:: Data excerpts ::

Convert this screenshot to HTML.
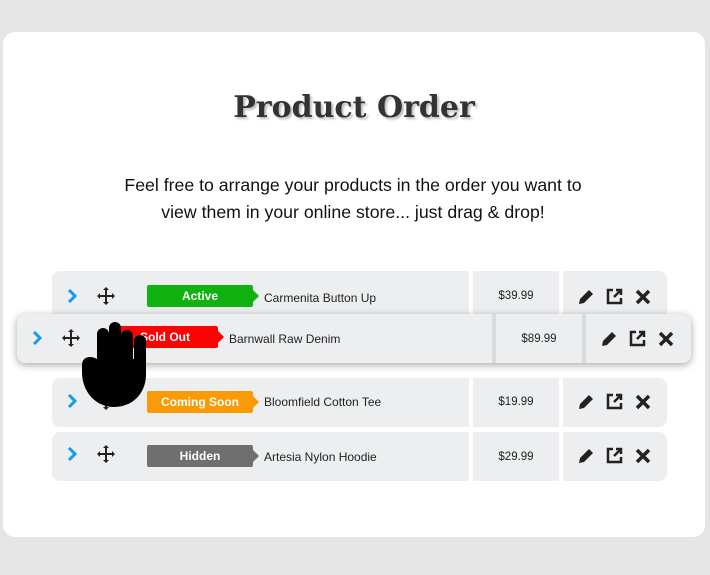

:::
:: Data excerpts ::

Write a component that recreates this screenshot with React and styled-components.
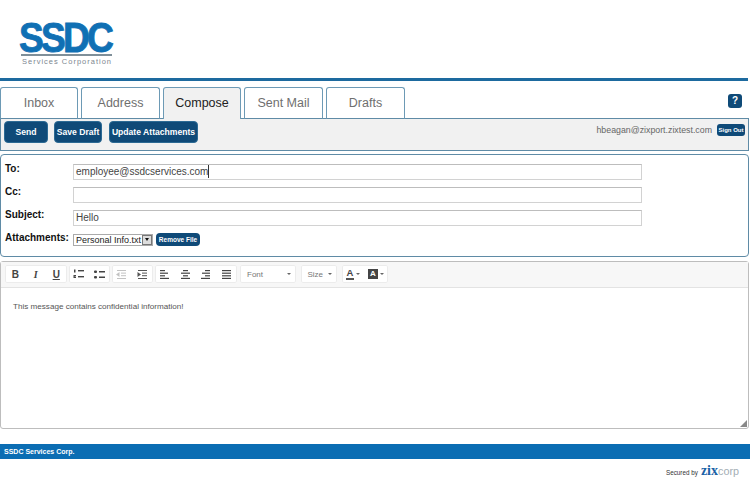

:::
:: Data excerpts ::

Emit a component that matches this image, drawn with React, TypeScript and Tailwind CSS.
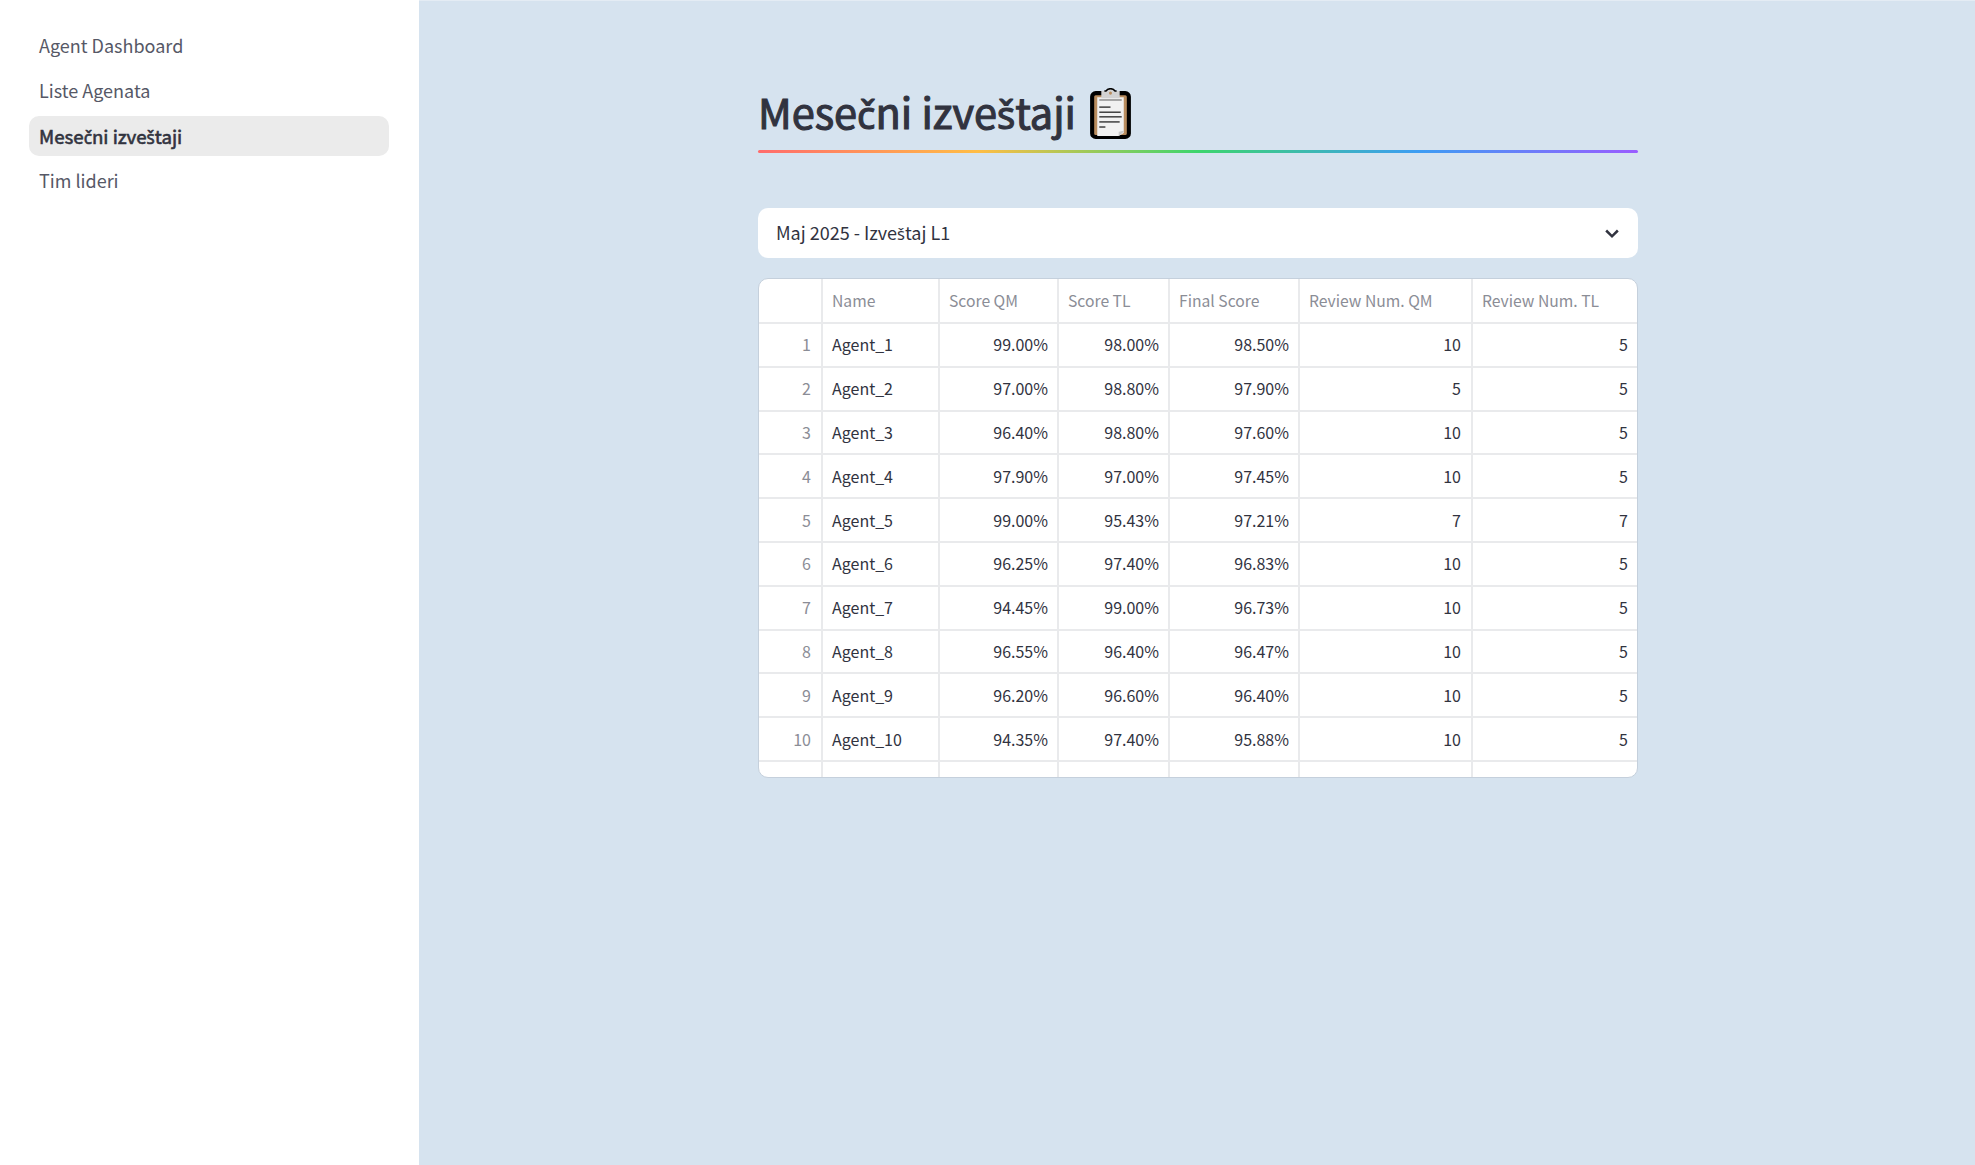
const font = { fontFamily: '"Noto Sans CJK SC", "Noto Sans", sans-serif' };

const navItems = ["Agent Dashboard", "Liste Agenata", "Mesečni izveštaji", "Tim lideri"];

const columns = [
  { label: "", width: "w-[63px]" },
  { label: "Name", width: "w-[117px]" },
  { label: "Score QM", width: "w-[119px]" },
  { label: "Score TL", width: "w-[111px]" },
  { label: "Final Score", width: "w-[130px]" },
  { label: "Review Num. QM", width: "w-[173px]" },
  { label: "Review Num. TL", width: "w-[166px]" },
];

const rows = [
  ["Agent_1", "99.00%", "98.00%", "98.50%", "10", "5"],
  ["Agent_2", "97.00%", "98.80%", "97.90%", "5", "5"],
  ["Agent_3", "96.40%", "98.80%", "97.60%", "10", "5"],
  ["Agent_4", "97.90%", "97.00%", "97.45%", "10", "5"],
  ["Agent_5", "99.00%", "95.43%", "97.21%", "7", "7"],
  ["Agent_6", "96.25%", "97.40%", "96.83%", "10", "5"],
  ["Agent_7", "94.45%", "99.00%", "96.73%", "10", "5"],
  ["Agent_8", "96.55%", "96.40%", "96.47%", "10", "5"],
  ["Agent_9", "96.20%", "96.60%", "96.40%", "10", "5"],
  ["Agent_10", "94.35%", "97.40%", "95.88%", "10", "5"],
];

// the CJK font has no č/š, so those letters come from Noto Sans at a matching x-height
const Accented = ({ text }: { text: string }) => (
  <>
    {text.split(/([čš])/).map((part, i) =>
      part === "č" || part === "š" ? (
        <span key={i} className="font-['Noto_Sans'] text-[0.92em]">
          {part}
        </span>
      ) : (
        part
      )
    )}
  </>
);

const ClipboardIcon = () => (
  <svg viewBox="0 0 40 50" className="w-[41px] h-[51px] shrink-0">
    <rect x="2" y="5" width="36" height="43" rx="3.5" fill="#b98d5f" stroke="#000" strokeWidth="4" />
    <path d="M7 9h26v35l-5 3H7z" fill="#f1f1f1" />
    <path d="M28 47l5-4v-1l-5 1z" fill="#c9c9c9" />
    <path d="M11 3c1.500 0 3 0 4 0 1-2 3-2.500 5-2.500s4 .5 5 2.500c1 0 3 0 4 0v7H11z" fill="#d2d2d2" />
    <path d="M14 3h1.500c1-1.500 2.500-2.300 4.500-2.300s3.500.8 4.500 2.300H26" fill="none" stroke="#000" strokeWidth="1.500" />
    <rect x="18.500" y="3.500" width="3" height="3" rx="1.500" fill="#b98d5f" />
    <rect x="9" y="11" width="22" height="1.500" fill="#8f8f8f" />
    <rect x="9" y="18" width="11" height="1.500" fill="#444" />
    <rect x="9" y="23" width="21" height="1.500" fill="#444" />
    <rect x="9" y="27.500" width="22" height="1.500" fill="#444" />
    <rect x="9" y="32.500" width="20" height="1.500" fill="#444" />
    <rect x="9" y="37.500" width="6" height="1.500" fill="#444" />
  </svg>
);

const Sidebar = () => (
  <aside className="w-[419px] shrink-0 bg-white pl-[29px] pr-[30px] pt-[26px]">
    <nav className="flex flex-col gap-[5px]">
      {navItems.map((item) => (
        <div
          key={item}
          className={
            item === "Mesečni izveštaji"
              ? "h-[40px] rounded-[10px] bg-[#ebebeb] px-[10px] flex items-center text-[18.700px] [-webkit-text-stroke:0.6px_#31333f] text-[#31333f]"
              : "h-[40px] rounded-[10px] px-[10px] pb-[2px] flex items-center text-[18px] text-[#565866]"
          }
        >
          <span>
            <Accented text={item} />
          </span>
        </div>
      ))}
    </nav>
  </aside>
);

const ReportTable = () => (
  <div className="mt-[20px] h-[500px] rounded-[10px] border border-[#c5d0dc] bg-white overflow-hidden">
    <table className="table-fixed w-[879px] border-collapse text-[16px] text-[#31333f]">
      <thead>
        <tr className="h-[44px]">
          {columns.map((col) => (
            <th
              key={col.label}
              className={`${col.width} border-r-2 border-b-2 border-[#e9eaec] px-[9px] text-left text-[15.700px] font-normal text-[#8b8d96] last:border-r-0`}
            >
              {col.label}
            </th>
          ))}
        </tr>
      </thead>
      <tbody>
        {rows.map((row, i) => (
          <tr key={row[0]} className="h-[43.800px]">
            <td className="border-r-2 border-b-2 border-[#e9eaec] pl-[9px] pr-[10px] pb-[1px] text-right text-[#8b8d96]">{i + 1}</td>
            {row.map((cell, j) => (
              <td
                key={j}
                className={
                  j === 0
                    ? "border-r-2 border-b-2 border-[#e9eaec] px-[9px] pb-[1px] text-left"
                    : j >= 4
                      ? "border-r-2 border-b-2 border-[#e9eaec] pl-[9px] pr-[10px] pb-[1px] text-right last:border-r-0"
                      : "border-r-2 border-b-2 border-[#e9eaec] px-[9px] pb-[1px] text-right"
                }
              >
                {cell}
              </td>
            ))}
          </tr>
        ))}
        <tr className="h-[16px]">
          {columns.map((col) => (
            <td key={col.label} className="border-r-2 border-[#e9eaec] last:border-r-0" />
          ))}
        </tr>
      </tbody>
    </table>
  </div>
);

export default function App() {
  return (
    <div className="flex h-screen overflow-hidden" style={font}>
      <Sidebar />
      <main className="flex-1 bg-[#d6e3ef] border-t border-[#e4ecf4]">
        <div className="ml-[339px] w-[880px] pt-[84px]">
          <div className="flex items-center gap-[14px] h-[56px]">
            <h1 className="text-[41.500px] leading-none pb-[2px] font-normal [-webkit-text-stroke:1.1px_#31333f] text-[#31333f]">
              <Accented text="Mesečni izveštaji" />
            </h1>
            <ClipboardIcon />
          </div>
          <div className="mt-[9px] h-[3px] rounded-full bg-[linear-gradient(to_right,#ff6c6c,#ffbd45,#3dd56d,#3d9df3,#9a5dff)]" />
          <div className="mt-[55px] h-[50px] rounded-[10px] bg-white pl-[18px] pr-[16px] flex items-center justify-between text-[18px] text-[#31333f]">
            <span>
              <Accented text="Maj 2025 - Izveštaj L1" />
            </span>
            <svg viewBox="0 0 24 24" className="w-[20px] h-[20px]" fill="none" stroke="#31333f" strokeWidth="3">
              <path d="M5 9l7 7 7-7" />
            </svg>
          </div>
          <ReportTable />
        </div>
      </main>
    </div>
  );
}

:::

● **Work to do**
How many of the lines above include the string "React"? Answer with the number only.

● **Response to the exercise**
2